= COLLECTED DATA =
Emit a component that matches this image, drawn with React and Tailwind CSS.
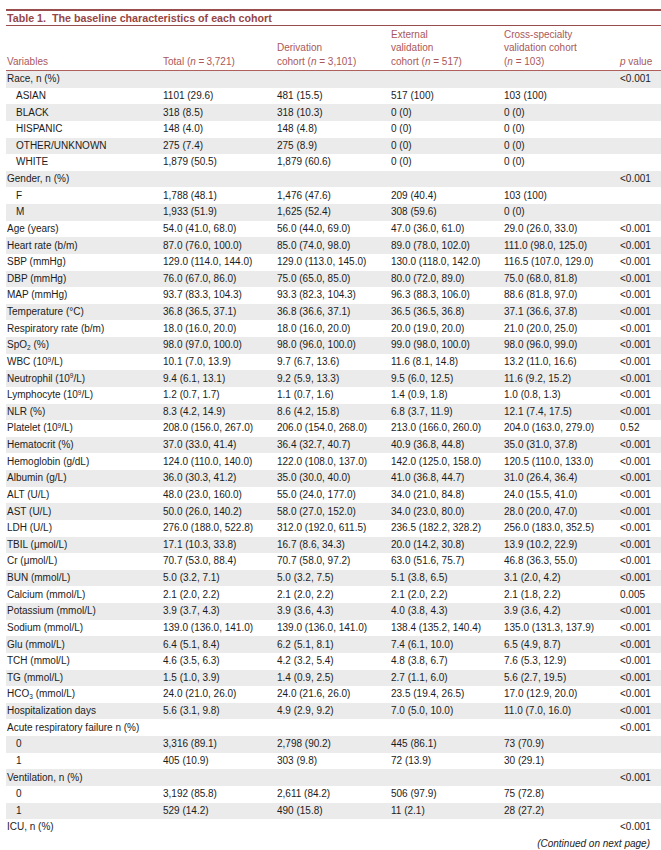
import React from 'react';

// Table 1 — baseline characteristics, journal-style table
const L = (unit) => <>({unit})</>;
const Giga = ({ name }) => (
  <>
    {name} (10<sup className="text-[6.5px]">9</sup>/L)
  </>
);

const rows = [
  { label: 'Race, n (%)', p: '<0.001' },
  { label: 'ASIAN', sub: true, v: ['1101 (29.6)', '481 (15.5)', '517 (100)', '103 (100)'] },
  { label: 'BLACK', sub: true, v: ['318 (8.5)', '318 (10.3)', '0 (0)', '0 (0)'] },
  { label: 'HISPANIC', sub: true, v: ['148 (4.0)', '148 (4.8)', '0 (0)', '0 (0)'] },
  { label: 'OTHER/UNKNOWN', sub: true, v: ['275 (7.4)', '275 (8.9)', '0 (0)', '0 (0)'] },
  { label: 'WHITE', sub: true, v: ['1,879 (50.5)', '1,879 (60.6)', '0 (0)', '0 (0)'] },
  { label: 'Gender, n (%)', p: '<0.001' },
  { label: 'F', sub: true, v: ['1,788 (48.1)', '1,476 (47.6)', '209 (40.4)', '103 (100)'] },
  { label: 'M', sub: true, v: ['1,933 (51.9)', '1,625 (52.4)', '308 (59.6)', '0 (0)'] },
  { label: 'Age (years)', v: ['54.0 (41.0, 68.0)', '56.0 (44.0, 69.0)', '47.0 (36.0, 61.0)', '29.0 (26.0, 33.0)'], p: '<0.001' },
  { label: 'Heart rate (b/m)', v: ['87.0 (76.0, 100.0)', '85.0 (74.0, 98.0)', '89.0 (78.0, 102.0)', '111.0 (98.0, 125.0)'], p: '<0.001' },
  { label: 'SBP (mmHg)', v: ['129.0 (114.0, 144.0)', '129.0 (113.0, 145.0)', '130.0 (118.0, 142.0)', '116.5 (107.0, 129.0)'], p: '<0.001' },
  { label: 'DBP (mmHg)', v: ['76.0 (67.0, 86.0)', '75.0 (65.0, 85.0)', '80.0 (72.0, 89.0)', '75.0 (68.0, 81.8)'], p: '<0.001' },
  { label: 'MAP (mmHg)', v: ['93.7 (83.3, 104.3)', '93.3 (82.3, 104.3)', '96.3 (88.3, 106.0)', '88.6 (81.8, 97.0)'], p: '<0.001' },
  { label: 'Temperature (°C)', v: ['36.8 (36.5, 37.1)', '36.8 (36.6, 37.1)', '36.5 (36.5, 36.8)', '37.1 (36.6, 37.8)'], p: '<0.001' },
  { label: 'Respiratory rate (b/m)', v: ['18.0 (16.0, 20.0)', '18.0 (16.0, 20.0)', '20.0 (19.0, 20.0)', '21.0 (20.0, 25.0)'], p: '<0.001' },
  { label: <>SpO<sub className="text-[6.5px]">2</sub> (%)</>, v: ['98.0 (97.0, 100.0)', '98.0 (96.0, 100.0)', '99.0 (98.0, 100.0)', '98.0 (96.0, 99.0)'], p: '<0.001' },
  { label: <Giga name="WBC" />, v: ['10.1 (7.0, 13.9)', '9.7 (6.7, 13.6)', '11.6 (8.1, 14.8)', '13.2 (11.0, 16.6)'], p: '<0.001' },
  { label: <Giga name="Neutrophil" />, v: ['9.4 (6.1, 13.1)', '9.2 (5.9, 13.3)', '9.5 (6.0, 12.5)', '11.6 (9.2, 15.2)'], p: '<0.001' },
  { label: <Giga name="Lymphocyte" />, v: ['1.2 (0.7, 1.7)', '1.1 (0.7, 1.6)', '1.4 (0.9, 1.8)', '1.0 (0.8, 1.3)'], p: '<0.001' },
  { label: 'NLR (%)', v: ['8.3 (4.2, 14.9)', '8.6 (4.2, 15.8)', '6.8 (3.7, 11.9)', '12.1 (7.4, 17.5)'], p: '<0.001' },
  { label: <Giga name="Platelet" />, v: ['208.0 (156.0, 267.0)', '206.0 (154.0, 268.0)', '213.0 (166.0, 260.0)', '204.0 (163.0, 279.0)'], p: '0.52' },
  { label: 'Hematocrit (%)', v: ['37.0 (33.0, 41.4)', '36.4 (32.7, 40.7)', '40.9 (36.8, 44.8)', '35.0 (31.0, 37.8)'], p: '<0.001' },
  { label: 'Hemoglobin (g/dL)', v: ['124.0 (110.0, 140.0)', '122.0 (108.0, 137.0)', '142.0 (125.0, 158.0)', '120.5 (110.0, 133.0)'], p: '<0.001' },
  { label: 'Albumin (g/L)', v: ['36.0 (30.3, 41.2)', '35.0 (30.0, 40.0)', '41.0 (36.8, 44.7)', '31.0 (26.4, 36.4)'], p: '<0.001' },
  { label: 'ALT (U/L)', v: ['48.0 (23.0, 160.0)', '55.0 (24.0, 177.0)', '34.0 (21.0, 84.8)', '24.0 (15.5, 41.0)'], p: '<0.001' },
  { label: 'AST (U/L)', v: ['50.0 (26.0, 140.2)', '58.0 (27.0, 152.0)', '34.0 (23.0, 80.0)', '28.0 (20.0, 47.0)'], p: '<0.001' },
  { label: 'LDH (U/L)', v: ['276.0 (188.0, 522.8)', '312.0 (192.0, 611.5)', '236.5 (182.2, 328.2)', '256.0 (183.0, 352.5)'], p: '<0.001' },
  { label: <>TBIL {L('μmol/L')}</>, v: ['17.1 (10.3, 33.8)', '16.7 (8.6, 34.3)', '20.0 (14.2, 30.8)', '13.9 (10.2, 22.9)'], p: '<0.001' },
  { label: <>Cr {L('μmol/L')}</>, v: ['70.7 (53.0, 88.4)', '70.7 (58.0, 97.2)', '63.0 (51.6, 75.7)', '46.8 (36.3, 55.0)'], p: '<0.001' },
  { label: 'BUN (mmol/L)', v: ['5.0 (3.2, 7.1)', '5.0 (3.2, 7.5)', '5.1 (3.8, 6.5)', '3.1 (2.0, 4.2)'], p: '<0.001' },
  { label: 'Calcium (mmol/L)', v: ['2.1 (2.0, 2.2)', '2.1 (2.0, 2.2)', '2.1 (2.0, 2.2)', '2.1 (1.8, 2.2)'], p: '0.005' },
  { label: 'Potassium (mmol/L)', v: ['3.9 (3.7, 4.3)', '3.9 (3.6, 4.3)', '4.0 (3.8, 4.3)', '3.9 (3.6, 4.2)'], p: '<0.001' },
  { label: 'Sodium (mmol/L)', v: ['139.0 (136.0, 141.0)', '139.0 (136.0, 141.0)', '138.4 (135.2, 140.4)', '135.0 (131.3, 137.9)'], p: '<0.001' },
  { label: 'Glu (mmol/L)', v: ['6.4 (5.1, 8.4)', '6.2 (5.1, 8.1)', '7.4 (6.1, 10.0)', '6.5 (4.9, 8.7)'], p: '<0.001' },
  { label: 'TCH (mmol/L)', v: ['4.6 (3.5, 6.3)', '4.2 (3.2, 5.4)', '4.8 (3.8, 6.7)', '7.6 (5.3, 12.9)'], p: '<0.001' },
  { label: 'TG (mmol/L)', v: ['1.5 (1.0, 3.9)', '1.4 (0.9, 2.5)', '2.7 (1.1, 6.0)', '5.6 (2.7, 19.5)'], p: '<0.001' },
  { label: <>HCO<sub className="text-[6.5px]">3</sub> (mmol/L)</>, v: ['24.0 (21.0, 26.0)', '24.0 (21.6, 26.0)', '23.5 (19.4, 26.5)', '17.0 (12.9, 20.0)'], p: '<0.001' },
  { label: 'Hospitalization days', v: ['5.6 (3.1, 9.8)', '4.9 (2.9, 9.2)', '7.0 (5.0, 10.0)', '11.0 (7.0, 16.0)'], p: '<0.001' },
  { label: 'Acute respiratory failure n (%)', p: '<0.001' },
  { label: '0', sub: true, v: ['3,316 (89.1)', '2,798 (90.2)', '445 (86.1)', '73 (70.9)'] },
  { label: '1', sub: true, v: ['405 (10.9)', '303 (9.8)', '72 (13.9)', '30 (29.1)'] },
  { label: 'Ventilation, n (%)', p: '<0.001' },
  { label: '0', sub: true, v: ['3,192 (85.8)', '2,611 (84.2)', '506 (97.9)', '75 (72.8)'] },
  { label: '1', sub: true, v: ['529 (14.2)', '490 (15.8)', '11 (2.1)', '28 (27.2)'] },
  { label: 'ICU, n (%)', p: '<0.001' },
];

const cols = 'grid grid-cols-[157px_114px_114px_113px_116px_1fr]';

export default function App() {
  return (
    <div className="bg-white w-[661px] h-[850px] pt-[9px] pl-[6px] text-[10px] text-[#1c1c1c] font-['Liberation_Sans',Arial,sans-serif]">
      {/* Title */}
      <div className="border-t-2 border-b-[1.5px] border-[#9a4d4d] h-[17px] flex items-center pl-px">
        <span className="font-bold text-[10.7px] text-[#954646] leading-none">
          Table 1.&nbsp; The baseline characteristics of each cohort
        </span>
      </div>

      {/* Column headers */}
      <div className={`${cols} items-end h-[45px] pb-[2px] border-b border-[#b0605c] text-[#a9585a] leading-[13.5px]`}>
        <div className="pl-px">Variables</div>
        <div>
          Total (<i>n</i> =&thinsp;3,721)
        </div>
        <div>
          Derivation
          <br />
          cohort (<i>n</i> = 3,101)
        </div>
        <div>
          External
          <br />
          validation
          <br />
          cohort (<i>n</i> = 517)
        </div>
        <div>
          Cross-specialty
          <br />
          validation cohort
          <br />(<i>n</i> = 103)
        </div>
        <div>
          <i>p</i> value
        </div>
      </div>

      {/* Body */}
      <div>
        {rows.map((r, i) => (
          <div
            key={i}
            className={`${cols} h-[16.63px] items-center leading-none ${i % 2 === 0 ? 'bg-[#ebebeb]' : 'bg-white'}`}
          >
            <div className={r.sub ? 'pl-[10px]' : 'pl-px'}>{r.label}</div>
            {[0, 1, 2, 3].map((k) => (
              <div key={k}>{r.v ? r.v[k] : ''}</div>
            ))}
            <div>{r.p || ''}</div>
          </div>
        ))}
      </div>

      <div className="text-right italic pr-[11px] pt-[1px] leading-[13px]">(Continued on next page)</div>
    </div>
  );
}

= DO THIS =
Gather all lines from the listing above in which "React" occurs.

= SOLUTION TO THIS TASK =
Emit a component that matches this image, drawn with React and Tailwind CSS.
import React from 'react';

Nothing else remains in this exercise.